Queen Charlotte Sound New Zealand

 

References

Stewart, B. (2013). Massiveness+ openness= new literacies of participation? Journal of Online Learning and Teaching, 9(2), 228.
Image credit
CC-BY. Queen Charlotte Sound New Zealand, by Patarika, on Flickr.

Whose lifestream is it anyway? – Week 3 summary

This is a visual interpretation by Jen Maddox of one of my favourite songs from the amazing musical, Hamilton, by Lin-Manuel Miranda, and throughout this week I’ve kept going back to this song and its message about history. Or, maybe George Orwell was right when he wrote that “history is written by the winners”.

Cybercultures, or the history of the internet, is relatively recent history. Most of us have lived through it, and we may feel some sense of ownership over it. We might experience the kind of nostalgic determinism that The Buggles exhibit both in Video and in The Age of Plastic. My lifestream this week has been a reflection of my attempt to question this. I’ve been preoccupied by whose voices we hear. For example, I’ve questioned the ‘cultural sensitivity’ appreciated by care robots, and whether this is agitated by the fact that we’re approaching this from a strictly Western perspective. In my digital artefact, and influenced by Sterne’s project, I tried to expose one or two of the narrative nooks and crannies when we’re presented with new technology: commercialism, consumerism, the bottom line.
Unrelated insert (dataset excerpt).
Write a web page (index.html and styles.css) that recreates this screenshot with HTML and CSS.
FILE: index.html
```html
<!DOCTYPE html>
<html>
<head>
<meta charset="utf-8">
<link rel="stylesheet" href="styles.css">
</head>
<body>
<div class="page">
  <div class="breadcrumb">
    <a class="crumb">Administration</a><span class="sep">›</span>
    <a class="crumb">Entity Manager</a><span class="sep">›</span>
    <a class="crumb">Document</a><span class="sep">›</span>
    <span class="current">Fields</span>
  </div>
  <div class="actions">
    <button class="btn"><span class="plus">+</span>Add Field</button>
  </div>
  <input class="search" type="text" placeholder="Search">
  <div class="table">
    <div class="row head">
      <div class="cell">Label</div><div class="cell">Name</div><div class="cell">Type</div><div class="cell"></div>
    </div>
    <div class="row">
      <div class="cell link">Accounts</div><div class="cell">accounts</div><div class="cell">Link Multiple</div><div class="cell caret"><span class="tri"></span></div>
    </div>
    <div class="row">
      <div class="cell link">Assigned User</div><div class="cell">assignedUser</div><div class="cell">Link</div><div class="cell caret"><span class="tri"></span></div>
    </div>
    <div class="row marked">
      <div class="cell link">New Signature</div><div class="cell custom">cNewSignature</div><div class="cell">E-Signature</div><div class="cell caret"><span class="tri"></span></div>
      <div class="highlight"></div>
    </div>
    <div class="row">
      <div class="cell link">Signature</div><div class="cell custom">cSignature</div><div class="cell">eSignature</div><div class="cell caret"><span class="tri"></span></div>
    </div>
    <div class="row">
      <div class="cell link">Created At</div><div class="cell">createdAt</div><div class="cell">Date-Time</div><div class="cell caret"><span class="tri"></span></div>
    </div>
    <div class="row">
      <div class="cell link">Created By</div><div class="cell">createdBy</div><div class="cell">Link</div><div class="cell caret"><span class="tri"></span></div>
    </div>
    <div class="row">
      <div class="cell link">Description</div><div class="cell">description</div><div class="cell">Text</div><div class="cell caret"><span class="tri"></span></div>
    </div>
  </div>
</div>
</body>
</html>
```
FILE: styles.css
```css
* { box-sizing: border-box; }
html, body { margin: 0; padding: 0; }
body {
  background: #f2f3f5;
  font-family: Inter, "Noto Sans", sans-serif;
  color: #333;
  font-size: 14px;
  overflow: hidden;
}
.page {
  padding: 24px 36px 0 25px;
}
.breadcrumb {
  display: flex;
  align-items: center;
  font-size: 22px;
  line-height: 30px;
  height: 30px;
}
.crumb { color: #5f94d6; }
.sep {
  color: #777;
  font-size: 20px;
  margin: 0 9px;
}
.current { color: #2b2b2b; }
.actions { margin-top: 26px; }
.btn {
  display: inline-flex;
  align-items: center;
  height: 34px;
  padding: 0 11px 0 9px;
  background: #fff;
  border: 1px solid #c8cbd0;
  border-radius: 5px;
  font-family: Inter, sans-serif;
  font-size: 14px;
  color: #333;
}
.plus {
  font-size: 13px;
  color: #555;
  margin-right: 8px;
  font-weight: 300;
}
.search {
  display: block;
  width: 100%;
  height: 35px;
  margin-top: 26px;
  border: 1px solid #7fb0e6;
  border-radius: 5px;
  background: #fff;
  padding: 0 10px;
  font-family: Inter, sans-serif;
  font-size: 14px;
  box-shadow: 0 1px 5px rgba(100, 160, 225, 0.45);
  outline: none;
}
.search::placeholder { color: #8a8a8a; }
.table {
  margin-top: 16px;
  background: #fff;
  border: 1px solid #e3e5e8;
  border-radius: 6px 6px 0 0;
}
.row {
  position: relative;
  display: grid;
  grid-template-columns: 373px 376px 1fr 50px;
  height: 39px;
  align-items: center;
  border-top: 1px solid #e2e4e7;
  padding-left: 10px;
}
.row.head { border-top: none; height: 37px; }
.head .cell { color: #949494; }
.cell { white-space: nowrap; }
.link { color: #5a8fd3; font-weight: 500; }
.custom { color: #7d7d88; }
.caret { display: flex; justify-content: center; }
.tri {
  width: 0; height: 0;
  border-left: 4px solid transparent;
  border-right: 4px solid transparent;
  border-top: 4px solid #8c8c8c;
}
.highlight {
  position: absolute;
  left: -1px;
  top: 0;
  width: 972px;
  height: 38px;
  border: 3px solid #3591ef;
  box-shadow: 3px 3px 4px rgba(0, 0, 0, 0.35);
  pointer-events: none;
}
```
This is leading me to the conclusion that the socio-materialists have got it right: there’s a need to account for the affordances of technology as a complex assemblage, and it’s crucial to ensure that voices other than those of the Western, privileged classes aren’t black-boxed in these interpretations. This too should help us to keep sight of the culture of cybercultures, and the ways in which our chronicling of the history of the internet is influenced by culture, in practically every sense of the word.

 

References

Silver, D., Massanari, A., & Sterne, J. (Eds.). (2006). The Historiography of Cyberculture. In Critical cyberculture studies (pp. 17–28). New York: New York University Press.